**TASK INSTRUCTIONS:** Count every line where "index" occurs. Give the total alone.

**INFORMATION PROVIDED:**
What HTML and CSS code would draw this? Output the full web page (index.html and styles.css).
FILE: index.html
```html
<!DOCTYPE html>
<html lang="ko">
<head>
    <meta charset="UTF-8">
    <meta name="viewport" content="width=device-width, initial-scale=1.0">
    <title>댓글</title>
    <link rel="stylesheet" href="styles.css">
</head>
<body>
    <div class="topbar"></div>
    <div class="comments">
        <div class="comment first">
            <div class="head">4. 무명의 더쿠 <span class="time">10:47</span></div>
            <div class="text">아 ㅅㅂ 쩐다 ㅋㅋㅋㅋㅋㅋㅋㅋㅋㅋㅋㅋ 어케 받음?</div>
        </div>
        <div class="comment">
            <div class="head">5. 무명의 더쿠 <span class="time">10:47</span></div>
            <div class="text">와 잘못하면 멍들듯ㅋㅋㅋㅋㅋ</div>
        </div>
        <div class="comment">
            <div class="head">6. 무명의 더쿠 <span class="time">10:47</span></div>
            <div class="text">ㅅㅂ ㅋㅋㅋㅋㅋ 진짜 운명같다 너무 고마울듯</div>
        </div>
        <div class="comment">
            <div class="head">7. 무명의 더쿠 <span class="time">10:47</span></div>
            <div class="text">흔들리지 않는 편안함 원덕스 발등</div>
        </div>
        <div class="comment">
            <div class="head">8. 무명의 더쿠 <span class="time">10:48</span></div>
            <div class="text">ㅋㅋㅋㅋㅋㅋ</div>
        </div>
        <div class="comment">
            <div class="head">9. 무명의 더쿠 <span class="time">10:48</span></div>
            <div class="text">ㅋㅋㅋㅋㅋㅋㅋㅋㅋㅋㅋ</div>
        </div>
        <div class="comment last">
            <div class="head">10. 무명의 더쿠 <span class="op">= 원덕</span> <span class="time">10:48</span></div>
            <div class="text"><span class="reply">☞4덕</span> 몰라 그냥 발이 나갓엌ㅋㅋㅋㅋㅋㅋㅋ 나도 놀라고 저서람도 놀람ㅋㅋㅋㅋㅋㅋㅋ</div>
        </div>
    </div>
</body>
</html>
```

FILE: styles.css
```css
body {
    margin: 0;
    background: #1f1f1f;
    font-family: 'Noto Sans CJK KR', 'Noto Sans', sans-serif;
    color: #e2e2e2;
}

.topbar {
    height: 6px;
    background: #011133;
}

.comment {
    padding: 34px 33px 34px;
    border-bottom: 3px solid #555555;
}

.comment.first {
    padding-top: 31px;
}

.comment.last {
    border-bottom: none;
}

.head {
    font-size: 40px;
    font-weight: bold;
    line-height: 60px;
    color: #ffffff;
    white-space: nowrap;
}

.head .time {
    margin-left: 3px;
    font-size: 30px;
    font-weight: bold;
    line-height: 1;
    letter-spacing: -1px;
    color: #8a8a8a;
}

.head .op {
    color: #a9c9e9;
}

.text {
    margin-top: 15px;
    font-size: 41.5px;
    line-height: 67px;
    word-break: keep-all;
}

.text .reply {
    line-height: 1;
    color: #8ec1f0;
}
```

**OUTPUT FOR THIS EXERCISE:** 2